L’intesa con Guerini e Marcucci, ex renziani nella cabina di regia

Carlo Bertini

«Enrico,la prima cosa è caratterizzare l’azione del Pd, assumendo come nostra l’agenda Draghi». È la telefonata più delicata per Enrico Letta quella con Lorenzo Guerini, che guida la corrente Base Riformista. L’ex premier si premura di chiamare, per la seconda volta in 24 ore e prima di scendere in campo, il ministro della Difesa. Che era vicesegretario di Matteo Renzi nel 2014 quando Letta fu sfiduciato dalla Direzione dem. Più che i personalismi però poté la politica, e quindi grazie alla comune matrice di ex Dc, di cattolici democratici, il dialogo tra Enrico Letta e quelli che militavano con il suo rivale fiorentino comincia bene. Almeno formalmente. Con Guerini, che nel pomeriggio proporrà ai parlamentari della corrente di schierarsi con Letta segretario, il chiarimento è immediato: intanto sull’agenda Draghi da cavalcare, perché «Europa, atlantismo, crescita, riforme, lavoro, equità, sono parole del Pd». Poi c’è il tema alleanze, che andrebbe declinato come uno strumento e non come un fine. Tradotto, il Pd deve avere l’ambizione di guidarla l’alleanza e non di farla guidare da altri. E non a caso la nota ufficiale della corrente ricorda quando Letta a febbraio disse «prima viene una riflessione approfondita sulle proprie idee e sugli obiettivi, poi le alleanze scaturiscono naturalmente». Insomma, Base riformista ritiene che dopo quanto successo negli ultimi due anni un congresso delle idee (non le primarie) andrebbe celebrato, come richiesto anche da Orlando, Cuperlo, Bettini, Delrio. «Sta a Letta decidere come farlo», dice Guerini in assemblea. «Ascolteremo cosa dirà e che lavoro si intende fare con i circoli».

E se per una questione di opportunità la minoranza non chiede la vicesegreteria, né pone il tema della gestione collegiale, è lo stesso Letta a fornire le prime garanzie.
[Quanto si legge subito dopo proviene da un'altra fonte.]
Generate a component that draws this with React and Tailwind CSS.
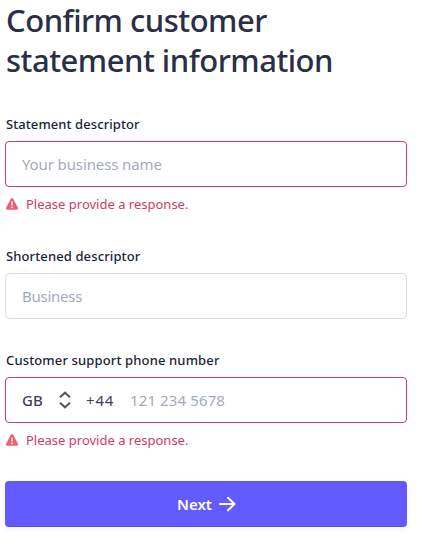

Lo fa con Andrea Marcucci, altro snodo delicato, perché il capogruppo al Senato ha un ruolo centrale ed ebbe a polemizzare con Letta ai tempi della Margherita toscana: ma stavolta tifa per il neo segretario. «Con Letta siamo più credibili, c’è un cambio di passo e viene meno lo schiacciamento a sinistra del partito. Ora bisogna dare una dimostrazione di unità», dice Marcucci, collegato su Zoom insieme a Guerini, Lotti e gli altri ex renziani. In privato, Letta gli chiede di esprimere il suo punto di vista sulle dimissioni di Zingaretti; gli annuncia che vuole costituire una segretaria unitaria e integrarsi di più con i gruppi parlamentari. Tocco di diplomazia completato dal riconoscimento a Marcucci di aver «salvato» il gruppo del Senato restando nel Pd, altrimenti sarebbe stato svuotato da Renzi con Iv. Formalmente Letta si mostra molto collaborativo, per nulla animato da spirito di recriminazione o vendetta. E nelle impressioni di chi lo ascolta, forte della circostanza di parlare la stessa lingua che si usa a palazzo Chigi poiché, con Draghi, l’ambito culturale è assai affine.